Indeed, there’s a strong community ethic.
“What I sort of love is that we never miss an opportunity to tax ourselves, like taxing public transit, we’re super into that, passing levies for schools.... The average Seattleite understands their responsibility to their fellow Seattleite,” says Nate Berends, a concert and event producer from the East Coast who attended the “Region of Boom” conference.
Others there raised concern about the city’s growth disproportionately hurting African-American and Hispanic communities. “Growing up in Seattle, I’m seeing a lot of changes, a lot of loved ones, friends, being pushed out,” said Jill Mangaliman of advocacy group Got Green, pointing to data showing the population of Seattle’s Central District dropped from 73 percent black in 1970 to 19 percent black in 2014. “It’s a brown doughnut, where all the communities of color are being pushed out.”
Fueling the boom
Nothing takes the blame – or praise – for Seattle’s growth more than Amazon, its largest private employer with 20,000 people in Seattle, 15 percent of whom live within the same ZIP Code as company headquarters, according to company statistics.
Unlike other area juggernauts like Microsoft or Boeing, located in suburbs, Amazon is headquartered in urban Seattle.
“The growth is being driven by Amazon and they’re right in the heart of downtown,” says Michael Luis, a public affairs consultant and author of “Century 21 City.”
The company already transformed the former industrial zone of South Lake Union into a trendy neighborhood when its first city campus opened in 2010.
Outgrowing that, Amazon is now building a new downtown campus, complete with giant glass spheres, which will provide a place for employees to wander through exotic plants during breaks.
Including the new downtown campus, Amazon stands poised to occupy one-fourth of Seattle’s market inventory of premium office space, with room for 55,000 additional employees (about 8 percent of Seattle’s current population).
Other technology companies feed off Amazon’s boom.

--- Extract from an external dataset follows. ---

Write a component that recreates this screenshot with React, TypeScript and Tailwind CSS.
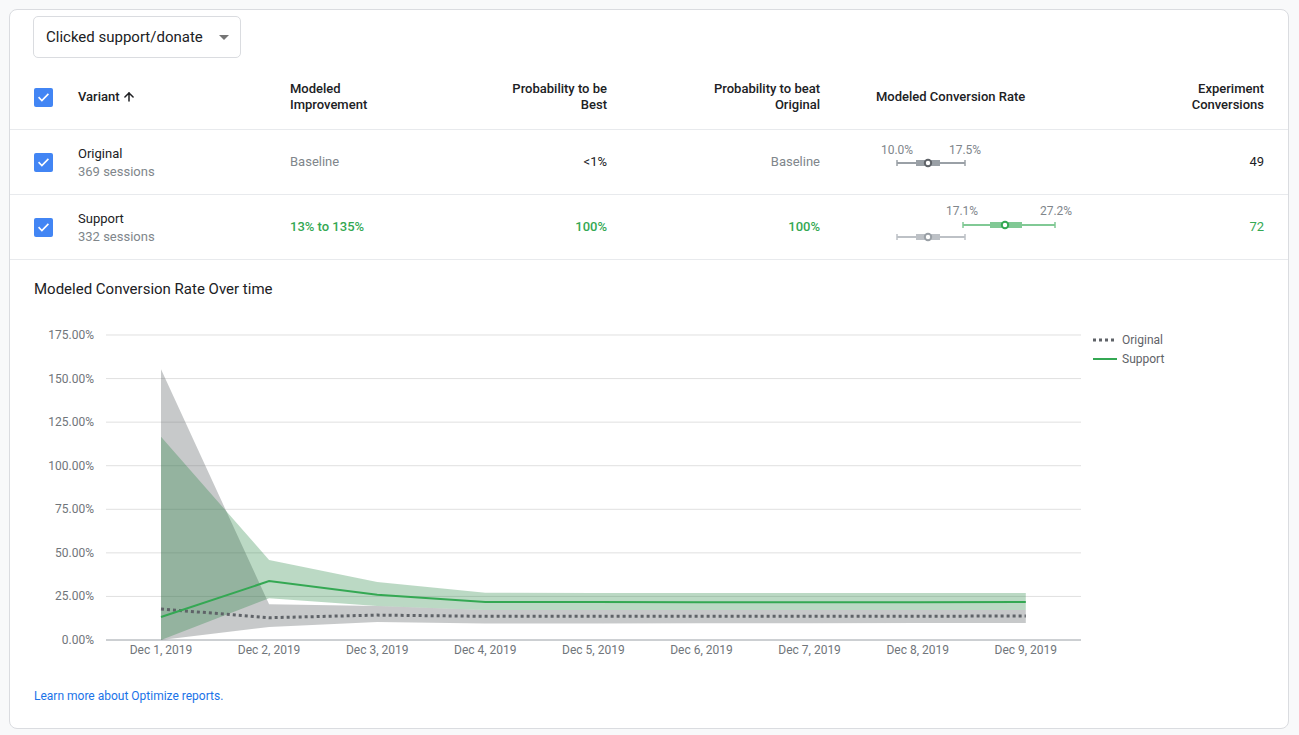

Silicon Valley giants Google, Facebook, and Apple have opened or are building new Seattle offices. Seattle-based data visualization company Tableau Software bought more buildings to expand its city footprint. Expedia plans to move its headquarters from suburban Bellevue, Wash., to Seattle by 2019. The number of technology-related jobs in King County rose 56 percent between 2005 and 2015, from about 88,000 to nearly 138,000 jobs.
Success with equity
While growth propels Seattle to the top of many top 10 lists, it also prompts worries about the people it left behind. A half-mile away from the “Region of Boom” conference, activist Xochitl Maykovich of the Washington Community Action Network organized local residents to tell city council members of their inability to pay steep upfront costs for Seattle rentals.
A November report showed that Seattle led the country in fastest home-price growth – 11 percent – out of 20 major metropolitan regions over the past year (September 2015 to September 2016). Rental prices are similarly rising. Ms. Maykovich succeeded in lobbying the city council to limit those upfront deposits, requiring security deposits to cost no more than first month’s rent, and allowing renters the right to pay move-in costs in installments.

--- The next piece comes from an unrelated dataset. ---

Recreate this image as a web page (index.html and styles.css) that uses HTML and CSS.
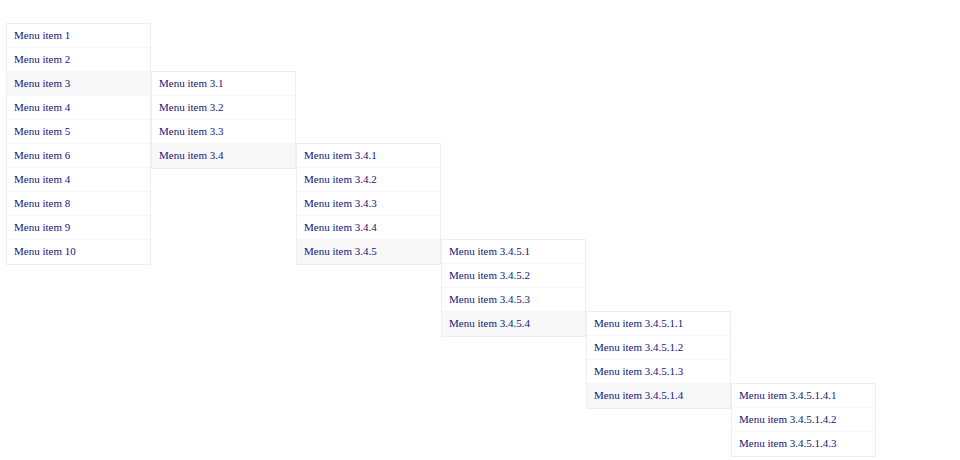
FILE: index.html
```html
<!DOCTYPE html>
<html>
<head>
<meta charset="utf-8">
<link rel="stylesheet" href="styles.css">
</head>
<body>
<ul class="menu">
  <li class="item"><a>Menu item 1</a></li>
  <li class="item"><a>Menu item 2</a></li>
  <li class="item active"><a>Menu item 3</a>
    <ul class="menu sub">
      <li class="item"><a>Menu item 3.1</a></li>
      <li class="item"><a>Menu item 3.2</a></li>
      <li class="item"><a>Menu item 3.3</a></li>
      <li class="item active"><a>Menu item 3.4</a>
        <ul class="menu sub">
          <li class="item"><a>Menu item 3.4.1</a></li>
          <li class="item"><a>Menu item 3.4.2</a></li>
          <li class="item"><a>Menu item 3.4.3</a></li>
          <li class="item"><a>Menu item 3.4.4</a></li>
          <li class="item active"><a>Menu item 3.4.5</a>
            <ul class="menu sub">
              <li class="item"><a>Menu item 3.4.5.1</a></li>
              <li class="item"><a>Menu item 3.4.5.2</a></li>
              <li class="item"><a>Menu item 3.4.5.3</a></li>
              <li class="item active"><a>Menu item 3.4.5.4</a>
                <ul class="menu sub">
                  <li class="item"><a>Menu item 3.4.5.1.1</a></li>
                  <li class="item"><a>Menu item 3.4.5.1.2</a></li>
                  <li class="item"><a>Menu item 3.4.5.1.3</a></li>
                  <li class="item active"><a>Menu item 3.4.5.1.4</a>
                    <ul class="menu sub">
                      <li class="item"><a>Menu item 3.4.5.1.4.1</a></li>
                      <li class="item"><a>Menu item 3.4.5.1.4.2</a></li>
                      <li class="item"><a>Menu item 3.4.5.1.4.3</a></li>
                    </ul>
                  </li>
                </ul>
              </li>
            </ul>
          </li>
        </ul>
      </li>
    </ul>
  </li>
  <li class="item"><a>Menu item 4</a></li>
  <li class="item"><a>Menu item 5</a></li>
  <li class="item"><a>Menu item 6</a></li>
  <li class="item"><a>Menu item 4</a></li>
  <li class="item"><a>Menu item 8</a></li>
  <li class="item"><a>Menu item 9</a></li>
  <li class="item"><a>Menu item 10</a></li>
</ul>
</body>
</html>
```
FILE: styles.css
```css
html, body {
  margin: 0;
  background: #ffffff;
}
body {
  box-sizing: border-box;
  min-height: 460px;
  padding: 23px 6px;
  font-family: "Liberation Serif", "Times New Roman", serif;
  font-size: 11px;
  color: #14147a;
}
.menu {
  list-style: none;
  margin: 0;
  padding: 0;
  width: 143px;
  border: 1px solid #eeeeee;
  background: #ffffff;
}
.item {
  position: relative;
  height: 24px;
  box-sizing: border-box;
  border-bottom: 1px solid #f6f6f6;
}
.item:last-child {
  border-bottom: none;
}
.item > a {
  display: block;
  height: 23px;
  line-height: 23px;
  padding-left: 7px;
  white-space: nowrap;
  color: #14147a;
}
.item.active {
  background: #f8f8f8;
}
.sub {
  position: absolute;
  top: -1px;
  left: calc(100% + 1px);
  z-index: 1;
}
```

“The idea that we let the market just take care of things and let Seattle become a playground for the rich is at its core unfair,” she says. If people with jobs in Seattle can’t find affordable housing there “that’s essentially going to force people with lower incomes to move out of the city and then have two-hour commutes to get to their jobs. When that happens you’re taking away parents from their kids, you’re contributing to the ridiculous traffic we have in Seattle.”
Seattle voters recently passed a $290 million housing levy in August, double the amount that voters last approved in 2009. The levy will build or preserve at least 2,150 units of affordable housing and provide emergency rental assistance to at least 4,500 families, according to the city.

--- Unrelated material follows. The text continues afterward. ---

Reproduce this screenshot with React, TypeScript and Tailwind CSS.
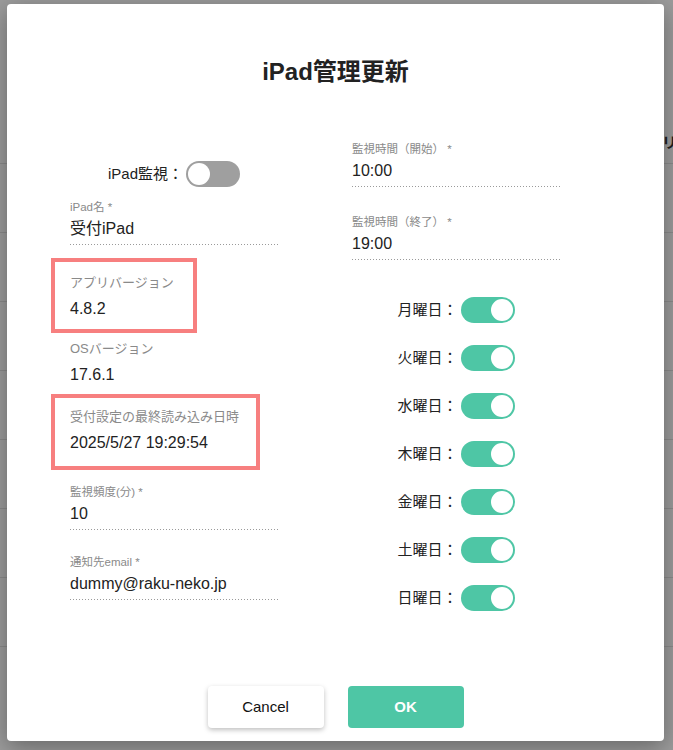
import React from "react";

const FONT = "font-['Liberation_Sans','Noto_Sans_CJK_JP',sans-serif]";

function Toggle({ on }: { on: boolean }) {
  return (
    <div
      className={
        on
          ? "flex h-[26px] w-[54px] shrink-0 items-center justify-end rounded-full bg-[#4ec6a5] px-[2px]"
          : "flex h-[26px] w-[54px] shrink-0 items-center justify-start rounded-full bg-[#9f9f9f] px-[2px]"
      }
    >
      <div className="h-[22px] w-[22px] rounded-full bg-white" />
    </div>
  );
}

function Dotted() {
  return (
    <div className="mt-[3px] h-px w-[208px] bg-[linear-gradient(to_right,#9a9a9a_1px,transparent_1px)] bg-[length:3px_1px] bg-repeat-x" />
  );
}

function InputField({ label, value, className }: { label: string; value: string; className?: string }) {
  return (
    <div className={className}>
      <div className="h-[14px] text-[11.5px] leading-[14px] text-[#8a8a8a]">{label}</div>
      <div className="mt-[3px] h-[24px] text-[16px] leading-[24px] text-[#222]">{value}</div>
      <Dotted />
    </div>
  );
}

function StaticField({ label, value }: { label: string; value: string }) {
  return (
    <div>
      <div className="h-[16px] text-[13px] leading-[16px] text-[#8a8a8a] whitespace-nowrap">{label}</div>
      <div className="mt-[6px] h-[24px] text-[16px] leading-[24px] text-[#222] whitespace-nowrap">{value}</div>
    </div>
  );
}

const days = ["月", "火", "水", "木", "金", "土", "日"];

export default function App() {
  return (
    <div className={`relative h-[750px] w-[673px] overflow-hidden bg-[#9c9c9c] ${FONT}`}>
      {/* underlying page */}
      <div className="flex flex-col">
        <div className="relative h-[164px] border-b border-[#8b8b8b]">
          <span className="absolute left-[662px] top-[132px] text-[15px] font-bold text-[#1e1e1e]">リ</span>
        </div>
        <div className="h-[69px] border-b border-[#8b8b8b]" />
        <div className="h-[69px] border-b border-[#8b8b8b]" />
        <div className="h-[69px] border-b border-[#8b8b8b]" />
        <div className="h-[69px] border-b border-[#8b8b8b]" />
        <div className="h-[69px] border-b border-[#8b8b8b]" />
        <div className="h-[69px] border-b border-[#8b8b8b]" />
        <div className="h-[69px] border-b border-[#8b8b8b]" />
      </div>

      {/* modal */}
      <div className="absolute left-[7px] top-[4px] flex h-[737px] w-[657px] flex-col rounded-[4px] bg-white shadow-[0_6px_24px_rgba(0,0,0,0.35)]">
        <div className="mt-[52px] h-[32px] text-center text-[24px] font-semibold leading-[32px] text-[#222]">
          iPad管理更新
        </div>

        <div className="mt-[54px] flex">
          {/* left column */}
          <div className="ml-[63px] flex w-[282px] flex-col">
            <div className="mt-[19px] flex h-[26px] w-[208px] items-center justify-center gap-[3px]">
              <span className="text-[15px] text-[#222]">iPad監視：</span>
              <Toggle on={false} />
            </div>
            <InputField className="mt-[13px]" label="iPad名 *" value="受付iPad" />
            <div className="-ml-[19px] mt-[13px] w-[146px] border-4 border-[#f77f7f] pb-[8px] pl-[15px] pt-[13px]">
              <StaticField label="アプリバージョン" value="4.8.2" />
            </div>
            <div className="mt-[8px]">
              <StaticField label="OSバージョン" value="17.6.1" />
            </div>
            <div className="-ml-[19px] mt-[7px] w-[209px] border-4 border-[#f77f7f] pb-[11px] pl-[15px] pt-[11px]">
              <StaticField label="受付設定の最終読み込み日時" value="2025/5/27 19:29:54" />
            </div>
            <InputField className="mt-[15px]" label="監視頻度(分) *" value="10" />
            <InputField className="mt-[25px]" label="通知先email *" value="dummy@raku-neko.jp" />
          </div>

          {/* right column */}
          <div className="flex flex-col">
            <InputField label="監視時間（開始） *" value="10:00" />
            <InputField className="mt-[28px]" label="監視時間（終了） *" value="19:00" />
            <div className="mt-[37px] flex flex-col gap-[22px]">
              {days.map((d) => (
                <div key={d} className="flex h-[26px] w-[208px] items-center justify-center gap-[3px]">
                  <span className="text-[15px] text-[#222]">{d}曜日：</span>
                  <Toggle on={true} />
                </div>
              ))}
            </div>
          </div>
        </div>

        <div className="mb-[13px] mt-auto flex justify-center gap-[24px]">
          <button className="h-[42px] w-[116px] rounded-[4px] bg-white text-[15px] font-medium text-[#111] shadow-[0_2px_5px_rgba(0,0,0,0.25)]">
            Cancel
          </button>
          <button className="h-[42px] w-[116px] rounded-[4px] bg-[#4ec6a5] text-[15px] font-bold text-white">
            OK
          </button>
        </div>
      </div>
    </div>
  );
}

City council members are also considering measures to reach out to the growing homeless population – including providing trash services at homeless encampments. Mayor Murray recently released a comprehensive homelessness plan geared around moving people directly into housing rather than transitional shelters.
“Seattle is on the front cutting edge of a city that sees the problem and is trying to come up with housing and solutions,” says Al Levine, a professor at the Runstad Center for Real Estate Studies at the University of Washington and former deputy executive director of the Seattle Housing Authority. “We’re far and away the most supportive city in the country for local dollars on housing.”
Not everyone is on board with the city’s liberal laboratory. Landlords and many residents reacted strongly against the first-come renter’s law, which was scheduled to take effect Jan. 1. The city’s homelessness proposals draw critiques.
“Seattle, frankly, needs adult supervision,” said Republican state Sen. Mark Miloscia at a September press conference after an out-of-control driver killed a homeless man camping next to Interstate 5.
“This is lawlessness!” he said of Seattle’s consideration of allowing greater protection for homeless encampments. “I believe it will attract tens of thousands of people to our state, and our jungles will get even worse,” he said, referring to a longtime homeless camp underneath I-5 known as “The Jungle,” which the city cleared in October.
Residents with perspective on Seattle’s history interject some calm into the angst over Seattle’s future. Seattle has survived major booms and busts before – from the 19th-century Klondike Gold Rush when the population of Seattle nearly doubled in a decade to the 1960s Boeing bust that caused enough people to flee town that a billboard went up reading, “Will the last person leaving Seattle – turn out the lights.”
“It may just be because we’re such a young city, or it may be something kind of exceptional about Seattle and its natural settings, but this boom and bust cycle is really the one constant in our history,” says Mr. Moody. “It seems to me that each boom looks bigger than the last because the city is bigger.”
The explosion of Microsoft and influx of rapid wealth created a major shock in the 1980s and ’90s that in some ways caught people more off guard than today’s Amazon boom, says Mr. Luis.
“Seattle up until the mid-1970s was kind of a Podunk place,” he says. “It was only about 10 years later that you suddenly had this transformation and there were a lot of people very uncomfortable with that. Now, a couple decades beyond that, people are getting comfortable with it.”
“Seattle still maintains its basic underlying culture,” says Luis. “It doesn’t feel like San Francisco here, it doesn’t feel like Los Angeles, even though it’s full of people from San Francisco and L.A. [Seattle] still kind of maintains that weird, funky, moldy, upper-left-hand-corner sense that it always had.”